I was pretty skeptical about the Hidden art show in the first year. There was some stuff which, even being generous, is hard to imagine recognising as work or art. Not being generous, well, then I would say there was some audacious garbage. The truckload of basalt rubble was bad enough, but when the 'artist' claimed that the meaning derived from it's being metamorphic rock, subject to massive pressures which re-formed it, and thus was like the passage of the Jewish people through the desert... well... you know... basalt is not a metamorphic rock. Does that mean that the whole thing was really a piece of meta-art. IE the artist was pretending to be a sham artist... just like the metamorphic rock wasn't metamorphisised?
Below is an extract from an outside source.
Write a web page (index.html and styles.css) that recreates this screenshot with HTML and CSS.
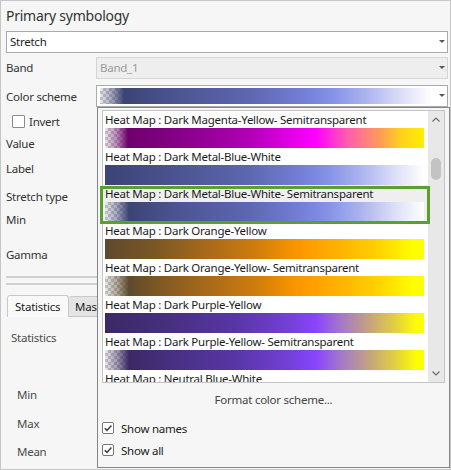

 Over the years, however, the good, the engaging, the interesting, the skillful, and the engaged, well, they have come more and more to dominate. The cemetery is, right now, a very interesting place. (Of course, I must say, for me it is always a very interesting place... but, well, it's even more interesting right now!)

The Hidden team, and the artistic director, and the artists, and, too, all the grounds staff who've done the behind-the-scenes (hidden) work... they've created something special. It's also a testament to the management and the Friends of Rookwood that such an exhibition can take place amongst the graves... (although the pieces are not on any actual occupied graves, they are amidst them).

Libby and I voted for this sculpture... amazing that one can make something from fly screen... let alone something so evokative and beautiful...




Best viewed, I think, at sunrise...

The fabric ghost of Bea Miles, is, well, probably more amazing (but it has already won a prize so didn't need our people's choice vote!)...




There's also wonderful crows (also of fly screen) as well as a mix of non-fly-screen pieces of interest...



(Free entry, open sunrise to sunset... see the Rookwood HIDDEN website for more details...)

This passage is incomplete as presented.